Luke Skywalker, the character and the man who played him. JJ Abrams, the director that set up the trilogy and introduced a bunch of questions that were cast aside or thrown out. Characters and items that were held to have significance and more story behind them, such as Snoke, Fin, Captain Phasma, Luke's lightsaber, Kylo Ren's mask, Admiral Ackbar (character and actor). The director that had to follow TLJ and try to find a way to finish the trilogy when Rian (everyone should like what I like) Johnson basically ended the trilogy on part 2 with nowhere for the story or characters to go in part 3.

Please tell me exactly what he respected that came before him.
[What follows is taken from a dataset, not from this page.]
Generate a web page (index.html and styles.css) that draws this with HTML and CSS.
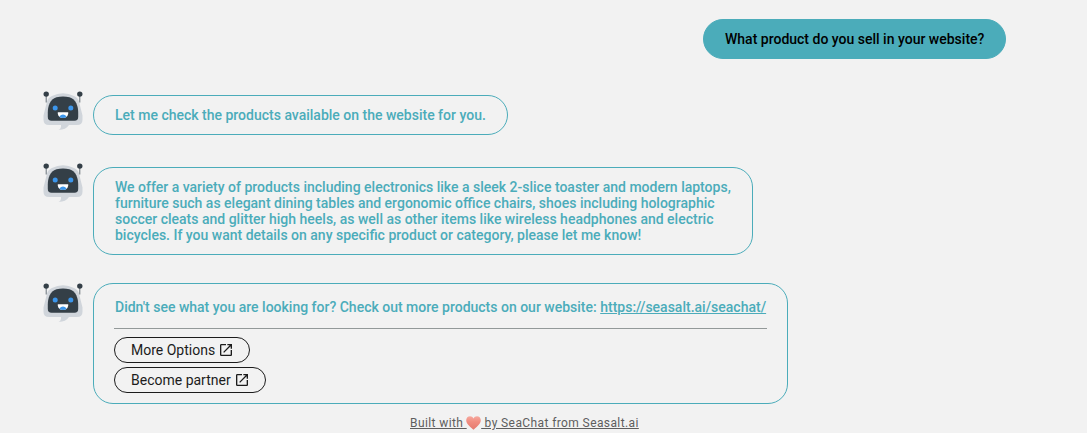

Be specific.
Well, you gave me zero specifics except some vague talk about "questions" and a random list of characters. What "questions" were ignored, exactly? What about those characters was diminished (but Ackbar? Seriously? Ackbar was never going to be an important character and he was a glorified backgrounder in TFA. Gimme a break.)

He respected the story telling and character choices that were laid down in TFA and didn't overwrite them.

For example, many people blame Johnson for turning Luke into a crabby hermit. That's literally what happens in TFA, it is explained very clearly in dialogue that Luke "walked away." Is Luke heroically fighting the First Order in TFA? No, he is not. The movie explicitly says that.

So don't get shocked when the sequel movie shows him not fighting the First Order and actually has to find a reason to justify the choice it was handed. And yet it's somehow Johnson's fault for "ruining" Luke by actually following what TFA laid the groundwork for.

So if you have a specific gripe or issue, let's hear it. Just writing a list and not explaining anything is the opposite of being specific.

So, make a point. Or keep obfuscating and saying nothing.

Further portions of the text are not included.